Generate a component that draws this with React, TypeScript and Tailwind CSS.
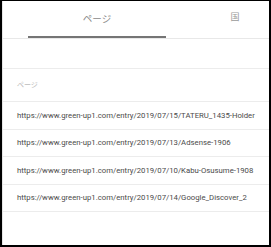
const urls = [
  "https://www.green-up1.com/entry/2019/07/15/TATERU_1435-Holder",
  "https://www.green-up1.com/entry/2019/07/13/Adsense-1906",
  "https://www.green-up1.com/entry/2019/07/10/Kabu-Osusume-1908",
  "https://www.green-up1.com/entry/2019/07/14/Google_Discover_2",
];

export default function App() {
  return (
    <div
      className="w-[271px] h-[247px] bg-white border-t border-l-2 border-r-2 border-b-2 border-black overflow-hidden"
      style={{ fontFamily: "Roboto, 'Noto Sans CJK JP', sans-serif" }}
    >
      <div className="h-full border-l border-[#e6e6e6] flex flex-col">
        {/* Tabs */}
        <div className="h-[38px] border-b border-[#e8e8e8] flex pl-[25px] overflow-hidden shrink-0">
          <div className="w-[138px] shrink-0 flex flex-col">
            <div className="flex-1 flex items-center justify-center text-[9.5px] text-[#8a8a8a] pt-[1px]">
              ページ
            </div>
            <div className="h-[2px] bg-[#757575]" />
          </div>
          <div className="w-[138px] shrink-0 flex items-center justify-center text-[9px] text-[#9a9a9a] pb-[4px]">
            国
          </div>
        </div>

        <div className="h-[30px] border-b border-[#ececec] shrink-0" />

        <div className="h-[33px] border-b border-[#ececec] flex items-center pl-[14px] text-[7px] text-[#bdbdbd] shrink-0">
          ページ
        </div>

        {urls.map((u, i) => (
          <div
            key={u}
            className={`${i % 2 === 0 ? "h-[28px]" : "h-[27px]"} border-b border-[#ececec] flex items-center pl-[14px] text-[7.75px] text-[#4a4a4a] whitespace-nowrap shrink-0`}
          >
            {u}
          </div>
        ))}
      </div>
    </div>
  );
}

▶ _Work to do_:
Make an exact copy of all the material, but keep the pictures out of it.

▶ _Output of the task_:
Generate a component that draws this with React, TypeScript and Tailwind CSS.
const urls = [
  "https://www.green-up1.com/entry/2019/07/15/TATERU_1435-Holder",
  "https://www.green-up1.com/entry/2019/07/13/Adsense-1906",
  "https://www.green-up1.com/entry/2019/07/10/Kabu-Osusume-1908",
  "https://www.green-up1.com/entry/2019/07/14/Google_Discover_2",
];

export default function App() {
  return (
    <div
      className="w-[271px] h-[247px] bg-white border-t border-l-2 border-r-2 border-b-2 border-black overflow-hidden"
      style={{ fontFamily: "Roboto, 'Noto Sans CJK JP', sans-serif" }}
    >
      <div className="h-full border-l border-[#e6e6e6] flex flex-col">
        {/* Tabs */}
        <div className="h-[38px] border-b border-[#e8e8e8] flex pl-[25px] overflow-hidden shrink-0">
          <div className="w-[138px] shrink-0 flex flex-col">
            <div className="flex-1 flex items-center justify-center text-[9.5px] text-[#8a8a8a] pt-[1px]">
              ページ
            </div>
            <div className="h-[2px] bg-[#757575]" />
          </div>
          <div className="w-[138px] shrink-0 flex items-center justify-center text-[9px] text-[#9a9a9a] pb-[4px]">
            国
          </div>
        </div>

        <div className="h-[30px] border-b border-[#ececec] shrink-0" />

        <div className="h-[33px] border-b border-[#ececec] flex items-center pl-[14px] text-[7px] text-[#bdbdbd] shrink-0">
          ページ
        </div>

        {urls.map((u, i) => (
          <div
            key={u}
            className={`${i % 2 === 0 ? "h-[28px]" : "h-[27px]"} border-b border-[#ececec] flex items-center pl-[14px] text-[7.75px] text-[#4a4a4a] whitespace-nowrap shrink-0`}
          >
            {u}
          </div>
        ))}
      </div>
    </div>
  );
}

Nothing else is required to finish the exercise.